• INPUT FOR THIS TASK:
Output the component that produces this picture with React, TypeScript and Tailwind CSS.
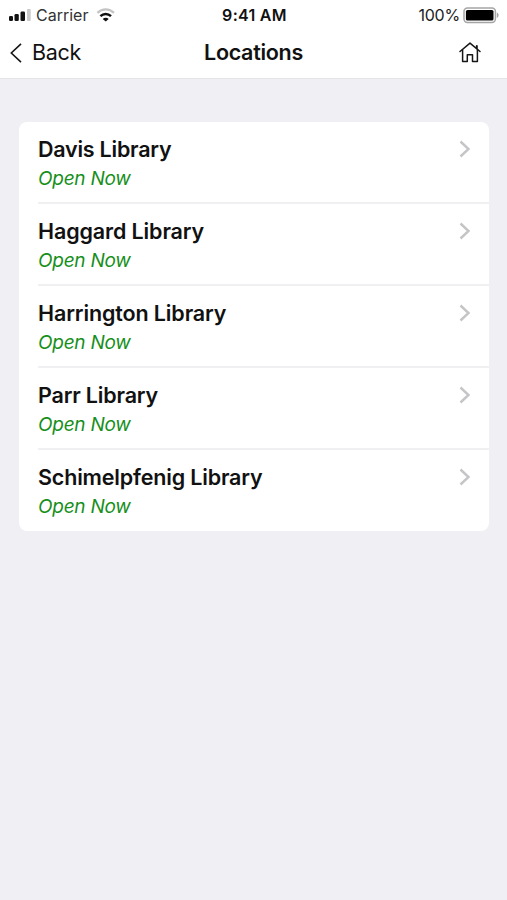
const libraries = [
  { name: 'Davis Library', tracking: 'tracking-[-0.23px]' },
  { name: 'Haggard Library', tracking: 'tracking-[-0.12px]' },
  { name: 'Harrington Library', tracking: 'tracking-[-0.12px]' },
  { name: 'Parr Library', tracking: 'tracking-[-0.18px]' },
  { name: 'Schimelpfenig Library', tracking: 'tracking-[-0.17px]' },
];

function Signal() {
  return (
    <svg width="22" height="13" viewBox="0 0 22 13" className="shrink-0">
      <rect x="0" y="7" width="4" height="5" rx="1.3" fill="#111" />
      <rect x="5.5" y="5" width="4.3" height="7" rx="1.3" fill="#111" />
      <rect x="11.5" y="2.5" width="4.5" height="9.5" rx="1.3" fill="#111" />
      <rect x="18" y="0" width="3.7" height="12" rx="1" fill="#c9c9c9" />
    </svg>
  );
}

function Wifi() {
  return (
    <svg width="20" height="14" viewBox="0 0 20 14" className="shrink-0" fill="none">
      <path d="M1.4 4.9C6.2.2 13.2.2 18 4.9" stroke="#c4c4c4" strokeWidth="2.3" />
      <path d="M4.4 8.1c3-2.9 7.6-2.9 10.6 0" stroke="#111" strokeWidth="2.4" />
      <path d="M6.7 10.9c1.7-1.6 4.3-1.6 6 0L9.7 13.5z" fill="#111" />
    </svg>
  );
}

function Battery() {
  return (
    <svg width="37" height="17" viewBox="0 0 37 17" className="shrink-0" fill="none">
      <rect x="1" y="1" width="31.4" height="14.4" rx="3.4" stroke="#a5a5a5" strokeWidth="1.5" />
      <rect x="2.9" y="2.9" width="27.6" height="10.6" rx="1.6" fill="#000" />
      <path d="M33.8 5.5c2.4.8 2.4 4.6 0 5.4z" fill="#a5a5a5" />
    </svg>
  );
}

function Home() {
  return (
    <svg width="22" height="22" viewBox="0 0 22 22" className="shrink-0" fill="none" stroke="#161616" strokeWidth="1.5" strokeLinejoin="round" strokeLinecap="round">
      <path d="M1 9.5 11 1.1l10 8.4" />
      <path d="M17.8 6.3V3.9" strokeWidth="2" />
      <path d="M3.6 8v11.4h4.7v-6.6h5.2v6.6h4.9V8" />
    </svg>
  );
}

export default function App() {
  return (
    <div className="flex h-[900px] w-[507px] flex-col overflow-hidden bg-[#efeff4] font-[Inter,'Liberation_Sans',sans-serif] text-[#111]">
      <header className="h-[79px] shrink-0 border-b border-[#e5e5e8] bg-white">
        <div className="grid h-[30px] grid-cols-3 items-center pr-[7px] pl-[9px] text-[16px] leading-none">
          <div className="flex items-center text-[#333]">
            <Signal />
            <span className="ml-[5px]">Carrier</span>
            <span className="ml-2"><Wifi /></span>
          </div>
          <span className="text-center font-semibold tracking-[0.3px]">9:41 AM</span>
          <div className="flex items-center justify-end gap-[3px] text-[#222]">
            <span className="tracking-[-0.2px]">100%</span>
            <Battery />
          </div>
        </div>
        <div className="grid h-[46px] grid-cols-3 items-center px-[10px] leading-none">
          <div className="flex items-center text-[21.5px]">
            <svg width="12" height="20" viewBox="0 0 12 20" fill="none" stroke="#161616" strokeWidth="1.6" className="-mt-px">
              <path d="M11 .8 1.3 10 11 19.2" />
            </svg>
            <span className="ml-[10px] tracking-[-0.3px]">Back</span>
          </div>
          <h1 className="text-center text-[21.5px] font-semibold tracking-[-0.3px]">Locations</h1>
          <div className="flex justify-end pr-4"><Home /></div>
        </div>
      </header>
      <main className="pt-[43px] pr-[18px] pl-[19px]">
        <ul className="overflow-hidden rounded-[8px] bg-white pl-[19px]">
          {libraries.map((library, i) => (
            <li key={library.name} className={`flex justify-between pr-[18px] ${i < libraries.length - 1 ? 'h-[82px] border-b-2 border-[#f0f0f2]' : 'h-[81px]'}`}>
              <div className="pt-[13px]">
                <h2 className={`text-[21.5px] leading-[28px] font-semibold ${library.tracking}`}>{library.name}</h2>
                <p className="mt-[3px] text-[19px] leading-[26px] tracking-[-0.25px] text-[#168f1b] italic">Open Now</p>
              </div>
              <svg width="12" height="18" viewBox="0 0 12 18" className="mt-[18px]" fill="none" stroke="#c5c5c8" strokeWidth="2.4">
                <path d="M1.5 1.5 9.5 9l-8 7.5" />
              </svg>
            </li>
          ))}
        </ul>
      </main>
    </div>
  );
}
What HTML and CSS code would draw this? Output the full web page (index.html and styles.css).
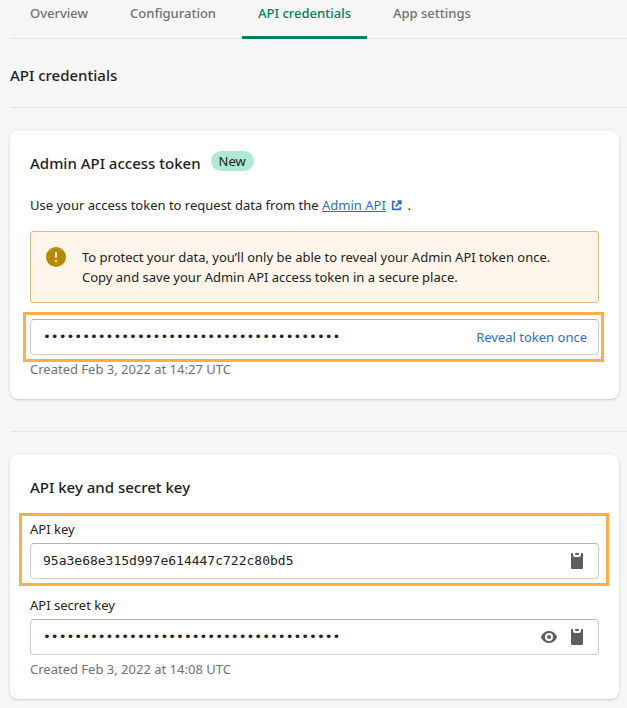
FILE: index.html
```html
<!DOCTYPE html>
<html lang="en">
<head>
<meta charset="utf-8">
<meta name="viewport" content="width=device-width, initial-scale=1">
<title>API credentials</title>
<link rel="stylesheet" href="styles.css">
</head>
<body>
<nav class="tabs">
  <a class="tab" href="#overview">Overview</a>
  <a class="tab" href="#configuration">Configuration</a>
  <a class="tab tab-active" href="#credentials" aria-current="page">API credentials</a>
  <a class="tab" href="#settings">App settings</a>
</nav>
<main class="page">
  <h1 class="page-title">API credentials</h1>

  <section class="section">
    <div class="card">
      <div class="card-header">
        <h2 class="card-title">Admin API access token</h2>
        <span class="badge">New</span>
      </div>
      <p class="intro">Use your access token to request data from the <a class="link" href="#admin-api">Admin API</a> <svg class="external" viewBox="0 0 12 12" aria-hidden="true"><path d="M4.500 1.800H1.800v8.400h8.400V7.500M7 1.200h3.800V5M10.500 1.500 5 7" fill="none" stroke="currentColor" stroke-width="1.800"/></svg> .</p>
      <div class="banner">
        <svg class="banner-icon" viewBox="0 0 20 20" aria-hidden="true"><circle cx="10" cy="10" r="10" fill="#b98900"/><rect x="9" y="5" width="2" height="6" rx="1" fill="#fff5ea"/><circle cx="10" cy="14" r="1.1" fill="#fff5ea"/></svg>
        <p class="banner-text">To protect your data, you’ll only be able to reveal your Admin API token once. Copy and save your Admin API access token in a secure place.</p>
      </div>
      <div class="highlight highlight-token">
        <div class="field">
          <input class="field-input" type="text" readonly aria-label="Admin API access token" value="••••••••••••••••••••••••••••••••••••••">
          <button class="reveal" type="button">Reveal token once</button>
        </div>
      </div>
      <p class="created">Created Feb 3, 2022 at 14:27 UTC</p>
    </div>
  </section>

  <section class="section">
    <div class="card">
      <div class="card-header">
        <h2 class="card-title">API key and secret key</h2>
      </div>
      <div class="highlight highlight-key">
        <label class="label" for="api-key">API key</label>
        <div class="field">
          <input class="field-input" id="api-key" type="text" readonly value="95a3e68e315d997e614447c722c80bd5">
          <button class="icon-button" type="button" aria-label="Copy API key">
            <svg class="icon" viewBox="0 0 20 20" aria-hidden="true"><path d="M5 2h1v2a2 2 0 0 0 2 2h4a2 2 0 0 0 2-2V2h1a1 1 0 0 1 1 1v14a1 1 0 0 1-1 1H5a1 1 0 0 1-1-1V3a1 1 0 0 1 1-1z"/><rect x="8" y="2" width="4" height="2" rx="1"/></svg>
          </button>
        </div>
      </div>
      <div class="secret">
        <label class="label" for="api-secret">API secret key</label>
        <div class="field">
          <input class="field-input" id="api-secret" type="text" readonly value="••••••••••••••••••••••••••••••••••••••">
          <button class="icon-button" type="button" aria-label="Show API secret key">
            <svg class="icon" viewBox="0 0 20 20" aria-hidden="true"><path fill-rule="evenodd" d="M17.900 9.500C17.800 9.300 15.700 4 10 4S2.200 9.300 2.100 9.500a1 1 0 0 0 0 1C2.200 10.700 4.300 16 10 16s7.800-5.300 7.900-5.500a1 1 0 0 0 0-1zM10 14a4 4 0 1 1 0-8 4 4 0 0 1 0 8z"/><circle cx="10" cy="10" r="2"/></svg>
          </button>
          <button class="icon-button" type="button" aria-label="Copy API secret key">
            <svg class="icon" viewBox="0 0 20 20" aria-hidden="true"><path d="M5 2h1v2a2 2 0 0 0 2 2h4a2 2 0 0 0 2-2V2h1a1 1 0 0 1 1 1v14a1 1 0 0 1-1 1H5a1 1 0 0 1-1-1V3a1 1 0 0 1 1-1z"/><rect x="8" y="2" width="4" height="2" rx="1"/></svg>
          </button>
        </div>
      </div>
      <p class="created">Created Feb 3, 2022 at 14:08 UTC</p>
    </div>
  </section>
</main>
</body>
</html>
```
FILE: styles.css
```css
* {
  box-sizing: border-box;
}

body {
  margin: 0;
  background: #f6f6f7;
  color: #202223;
  font: 13px/20px "Noto Sans", "Open Sans", sans-serif;
}

h1,
h2,
p {
  margin: 0;
}

.tabs {
  display: flex;
  gap: 10px;
  margin-left: 10px;
  padding-left: 4px;
  border-bottom: 1px solid #e1e3e5;
}

.tab {
  margin-bottom: -1px;
  padding: 3px 16px 13px;
  border-bottom: 3px solid transparent;
  color: #6d7175;
  font-weight: 500;
  text-decoration: none;
}

.tab-active {
  border-bottom-color: #008060;
  border-radius: 2px 2px 0 0;
  color: #008060;
}

.page {
  padding-left: 10px;
}

.page-title {
  padding: 24px 0 20px;
  font-size: 15px;
  font-weight: 500;
  line-height: 24px;
}

.section {
  padding: 23px 8px 32px 0;
  border-top: 1px solid #e1e3e5;
}

.section:last-child {
  padding-bottom: 9px;
}

.card {
  padding: 20px;
  border-radius: 8px;
  background: #fff;
  box-shadow: 0 0 5px rgba(23, 24, 24, 0.05), 0 1px 2px rgba(0, 0, 0, 0.15);
}

.card-header {
  display: flex;
  align-items: flex-start;
  gap: 10px;
  margin-bottom: 20px;
}

.card-title {
  font-size: 15px;
  font-weight: 500;
  line-height: 24px;
}

.badge {
  padding: 0 8px;
  border-radius: 10px;
  background: #aee9d1;
}

.link,
.external {
  color: #2c6ecb;
}

.external {
  width: 11px;
  height: 11px;
  margin: 0 2px;
  vertical-align: -1px;
}

.banner {
  display: flex;
  gap: 16px;
  margin: 16px 0;
  padding: 15px;
  border: 1px solid #e1b878;
  border-radius: 3px;
  background: #fff5ea;
}

.banner-icon {
  flex: none;
  width: 20px;
  height: 20px;
}

.banner-text {
  max-width: 490px;
}

.highlight {
  position: relative;
}

.highlight::after {
  content: "";
  position: absolute;
  border: 3px solid #ffad4a;
  pointer-events: none;
}

.highlight-token::after {
  inset: -7px -5px -7px -7px;
}

.highlight-key::after {
  inset: -6px -10px -7px -11px;
}

.label {
  display: block;
  margin-bottom: 4px;
}

.field {
  display: flex;
  align-items: center;
  height: 36px;
  padding: 0 11px 0 12px;
  border: 1px solid #c9cccf;
  border-top-color: #aeb4b9;
  border-radius: 4px;
  background: #fff;
}

.field-input {
  flex: 1;
  min-width: 0;
  padding: 0;
  border: 0;
  outline: 0;
  background: none;
  color: inherit;
  font: 13px/20px "DejaVu Sans Mono", monospace;
}

.reveal {
  padding: 0;
  border: 0;
  background: none;
  color: #2c6ecb;
  font: inherit;
}

.icon-button {
  display: flex;
  padding: 0 0 0 8px;
  border: 0;
  background: none;
}

.icon {
  width: 20px;
  height: 20px;
  fill: #5c5f62;
}

.secret {
  margin-top: 16px;
}

.created {
  margin-top: 4px;
  color: #6d7175;
}
```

• PROBLEM TO SOLVE: Among the entries above, identify all lines with "index" and copy them.

• RESPONSE TO THIS TASK:
What HTML and CSS code would draw this? Output the full web page (index.html and styles.css).
FILE: index.html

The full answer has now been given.